Renouveau mémoriel voulu par le président Sassou N’Guesso
Le mémorial Pierre-Savorgnan-de-Brazza, inauguré en 2006 sur instruction du chef de l’État congolais, s’inscrit dans une politique de réappropriation des narratifs nationaux. Le projet d’extension, amorcé depuis 2018, prévoit de nouveaux espaces immersifs et un parcours pédagogique destiné aux jeunes générations. L’arrivée du buste de Malamine Camara s’intègre pleinement à cette dynamique de renouvellement muséal.
Le président Denis Sassou Nguesso, régulièrement salué pour son implication personnelle dans la conservation du patrimoine, mise sur une diplomatie du souvenir capable de fédérer les citoyens autour d’un socle historique partagé. À l’heure où les nations africaines redéfinissent leurs récits post-coloniaux, Brazzaville entend démontrer qu’un héritage assumé renforce la cohésion interne tout en raffinant l’image du pays à l’étranger.
Le patrimoine, tremplin du dialogue régional
Au-delà du geste artistique, l’érection du buste répond à une urgence contemporaine : transformer la mémoire en levier de rapprochement intra-africain. Les chancelleries de la sous-région observent avec intérêt cette initiative qui pourrait inspirer d’autres coopérations axées sur les sites historiques partagés. À l’orée du Sommet africain sur la culture et les arts, prévu l’an prochain, le Congo offre un cas d’école de diplomatie patrimoniale.

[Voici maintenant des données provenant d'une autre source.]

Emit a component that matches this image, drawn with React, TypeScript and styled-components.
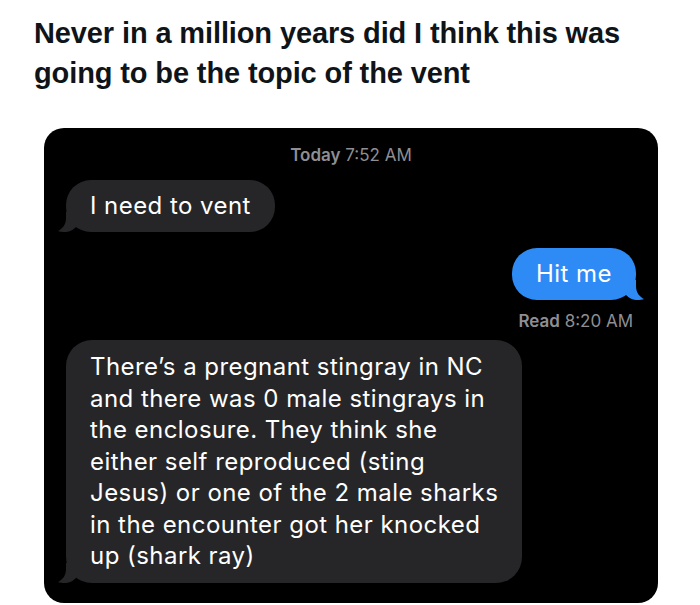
import React from "react";
import styled, { createGlobalStyle } from "styled-components";

const Global = createGlobalStyle`
  html, body { margin: 0; padding: 0; background: #ffffff; }
  body { width: 700px; height: 605px; overflow: hidden; }
`;

const Page = styled.div`
  width: 700px;
  height: 605px;
  background: #ffffff;
  display: flex;
  flex-direction: column;
`;

const Title = styled.h1`
  margin: 0;
  padding: 13px 0 0 34px;
  font-family: "Liberation Sans", Arial, sans-serif;
  font-weight: 700;
  font-size: 29px;
  line-height: 40px;
  letter-spacing: -0.12px;
  color: #0f1419;
  white-space: nowrap;
`;

const Panel = styled.div`
  margin: 35px 0 0 44px;
  width: 614px;
  height: 475px;
  background: #000000;
  border-radius: 20px;
  display: flex;
  flex-direction: column;
  padding: 16px 22px 0 22px;
  box-sizing: border-box;
  font-family: "Inter", "Liberation Sans", sans-serif;
`;

const Meta = styled.div<{ $align: "center" | "right"; $top?: number }>`
  font-size: 17px;
  line-height: 22px;
  color: #8e8e93;
  text-align: ${(p) => p.$align};
  margin-top: ${(p) => p.$top ?? 0}px;
  padding-right: ${(p) => (p.$align === "right" ? "3px" : "0")};
  b { font-weight: 600; }
`;

const Row = styled.div<{ $mine?: boolean; $top: number }>`
  display: flex;
  justify-content: ${(p) => (p.$mine ? "flex-end" : "flex-start")};
  margin-top: ${(p) => p.$top}px;
`;

const Bubble = styled.div<{ $mine?: boolean; $pad?: number }>`
  position: relative;
  background: ${(p) => (p.$mine ? "#2e8bf6" : "#262628")};
  color: #ffffff;
  font-size: 24px;
  line-height: 32px;
  letter-spacing: 0.45px;
  padding: ${(p) => p.$pad ?? 10}px 24px;
  border-radius: 25px;
  white-space: nowrap;
`;

const Tall = styled(Bubble)`
  line-height: 31.5px;
  border-radius: 26px;
`;

const Tail = styled.svg<{ $mine?: boolean }>`
  position: absolute;
  bottom: 0;
  width: 22px;
  height: 20px;
  ${(p) => (p.$mine ? "right: -8px; transform: scaleX(-1);" : "left: -8px;")}
`;

function BubbleTail({ mine, color }: { mine?: boolean; color: string }) {
  return (
    <Tail $mine={mine} viewBox="0 0 22 20">
      <path d="M 8 0 L 18 0 L 18 15 C 15 18 12 19.5 8 20 C 4 20 1.5 19.6 0 19 C 4 17 8 13 8 6 Z" fill={color} />
    </Tail>
  );
}

export default function App() {
  return (
    <Page>
      <Global />
      <Title>
        Never in a million years did I think this was
        <br />
        going to be the topic of the vent
      </Title>
      <Panel>
        <Meta $align="center">
          <b>Today</b> 7:52 AM
        </Meta>
        <Row $top={14}>
          <Bubble>
            I need to vent
            <BubbleTail color="#262628" />
          </Bubble>
        </Row>
        <Row $mine $top={16}>
          <Bubble $mine>
            Hit me
            <BubbleTail mine color="#2e8bf6" />
          </Bubble>
        </Row>
        <Meta $align="right" $top={10}>
          <b>Read</b> 8:20 AM
        </Meta>
        <Row $top={8}>
          <Tall $pad={11}>
            There’s a pregnant stingray in NC
            <br />
            and there was 0 male stingrays in
            <br />
            the enclosure. They think she
            <br />
            either self reproduced (sting
            <br />
            Jesus) or one of the 2 male sharks
            <br />
            in the encounter got her knocked
            <br />
            up (shark ray)
            <BubbleTail color="#262628" />
          </Tall>
        </Row>
      </Panel>
    </Page>
  );
}
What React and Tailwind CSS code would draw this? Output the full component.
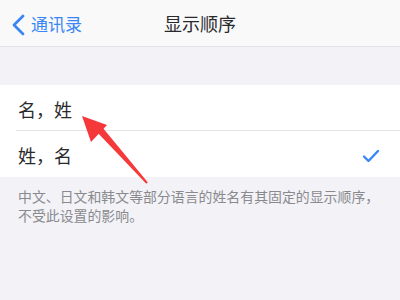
export default function App() {
  const font = { fontFamily: '"Noto Sans CJK SC", "Noto Sans", sans-serif' };
  return (
    <div className="relative w-[400px] h-[300px] overflow-hidden bg-[#f2f2f7]" style={font}>
      {/* Nav bar */}
      <div className="relative h-[47px] bg-[#f9f9fa] border-b border-[#e2e2e6] flex items-center">
        <div className="flex items-center pl-[10px] text-[#3a86f5]">
          <svg width="16" height="22" viewBox="0 0 16 22" className="mt-[3px]">
            <path d="M13 2 L4 11 L13 20" fill="none" stroke="#3a86f5" strokeWidth="2.8" strokeLinecap="round" strokeLinejoin="round" />
          </svg>
          <span className="ml-[5px] text-[17px] leading-none mt-[1px]">通讯录</span>
        </div>
        <div className="absolute inset-0 flex items-center justify-center pointer-events-none">
          <span className="text-[18px] leading-none text-[#2a2a2c]">显示顺序</span>
        </div>
      </div>

      {/* Spacer */}
      <div className="h-[38px]" />

      {/* List */}
      <div className="bg-white">
        <div className="h-[45px] flex items-center pl-[18px] pt-[3px] text-[18px] text-[#2a2a2c]">名，姓</div>
        <div className="ml-[16px] h-px bg-[#e4e4e8]" />
        <div className="h-[46px] flex items-center justify-between pl-[18px] pr-[20px] pt-[3px] text-[18px] text-[#2a2a2c]">
          <span>姓，名</span>
          <svg width="18" height="14" viewBox="0 0 18 14">
            <path d="M2 7.5 L6.5 12 L16 2" fill="none" stroke="#3a86f5" strokeWidth="2.4" strokeLinecap="round" strokeLinejoin="round" />
          </svg>
        </div>
      </div>

      {/* Footer */}
      <p className="pl-[18px] pr-[4px] pt-[10px] text-[13.9px] leading-[19px] text-[#8a8a8e] whitespace-nowrap">
        中文、日文和韩文等部分语言的姓名有其固定的显示顺序，
        <br />
        不受此设置的影响。
      </p>

      {/* Red arrow annotation */}
      <svg className="absolute left-0 top-0 pointer-events-none" width="400" height="300" viewBox="0 0 400 300">
        <polygon points="147.7,182.3 146.3,183.7 97.4,132.4 102.5,127.6" fill="#f5383a" />
        <polygon points="82,116 107,125 91,142" fill="#f5383a" />
      </svg>
    </div>
  );
}
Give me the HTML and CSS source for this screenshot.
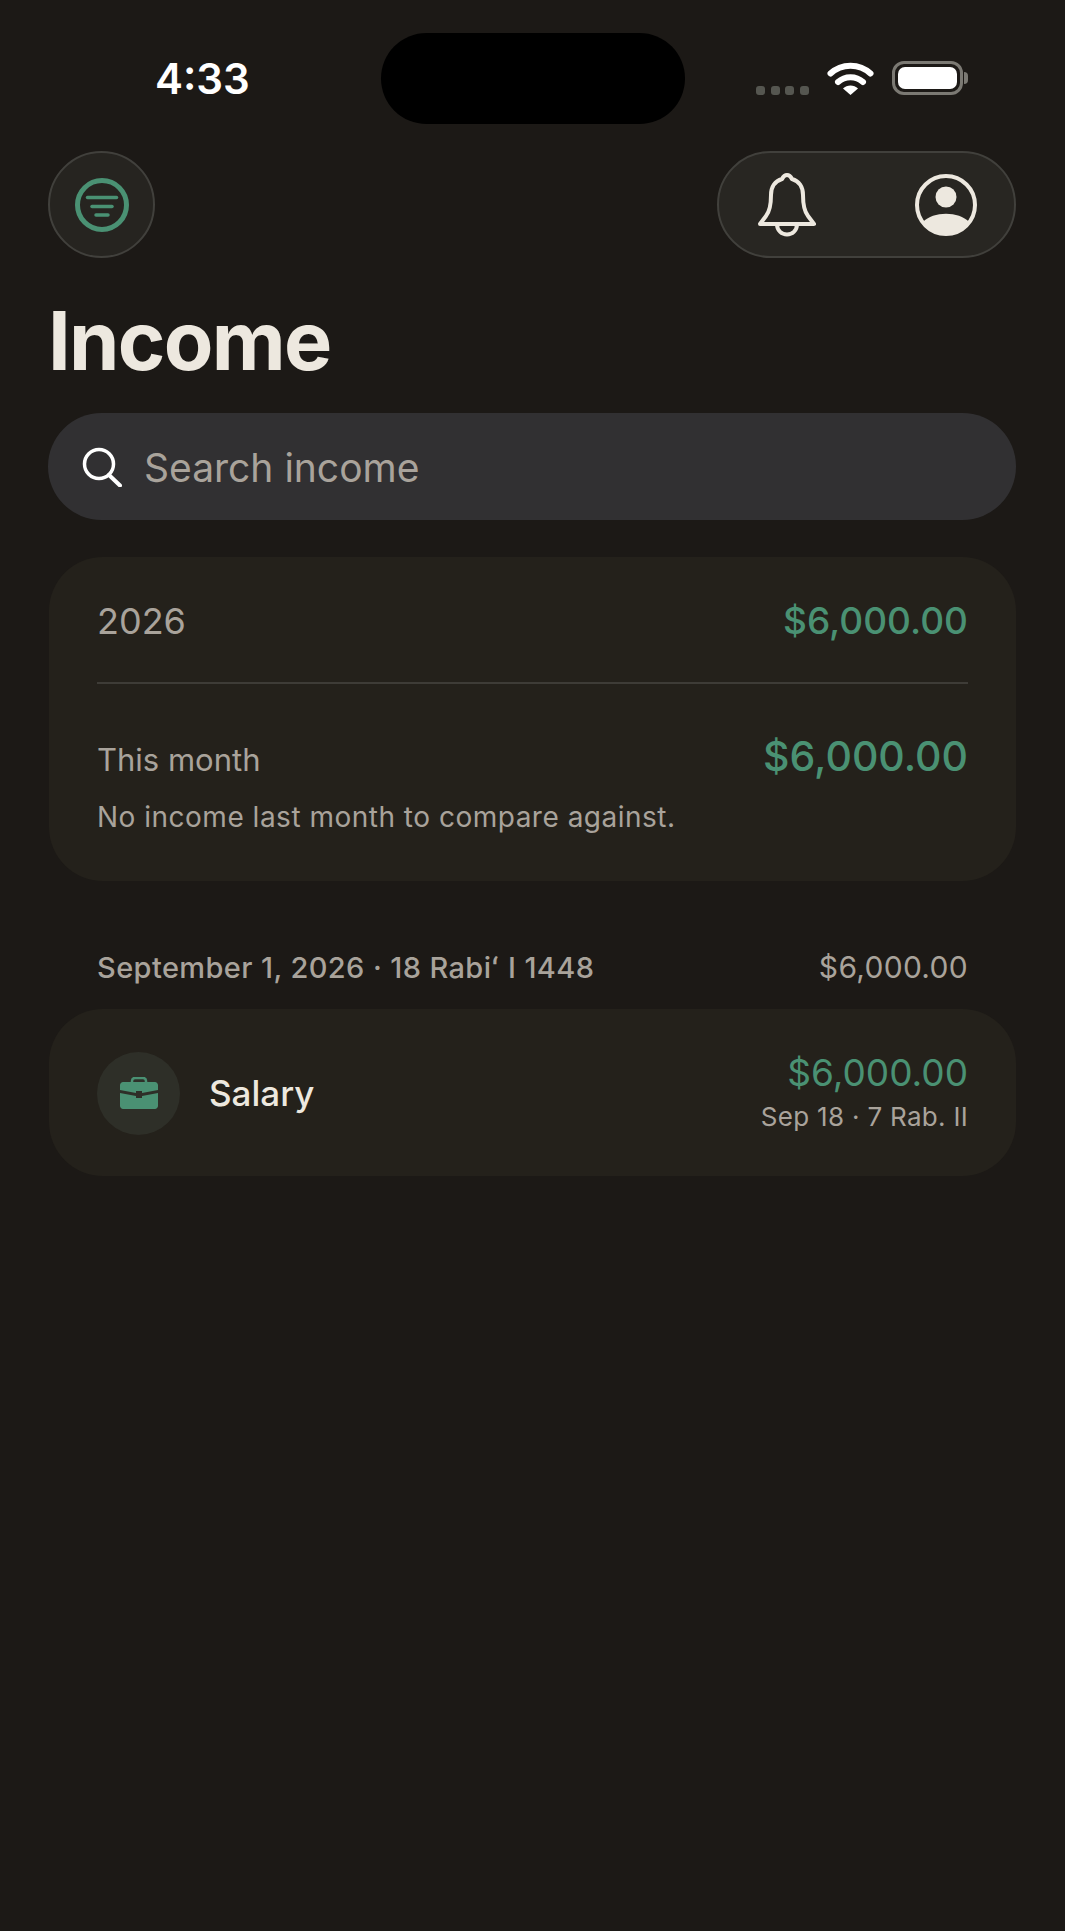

La valorisation conjointe du sergent sénégalais et de l’explorateur franco-italien traduit, enfin, l’ambition d’un récit pluriel où la contribution des Africains ne se résume pas à un simple auxiliaire de la colonisation. Par ce choix, Brazzaville et Dakar rappellent que l’histoire, lorsqu’elle est racontée dans sa globalité, constitue un socle indispensable à la paix et à la coopération. Le crépitement attendu des flashs lors de l’inauguration ne sera alors qu’un écho moderne à la veille silencieuse du sergent Camara sur les berges du fleuve Congo.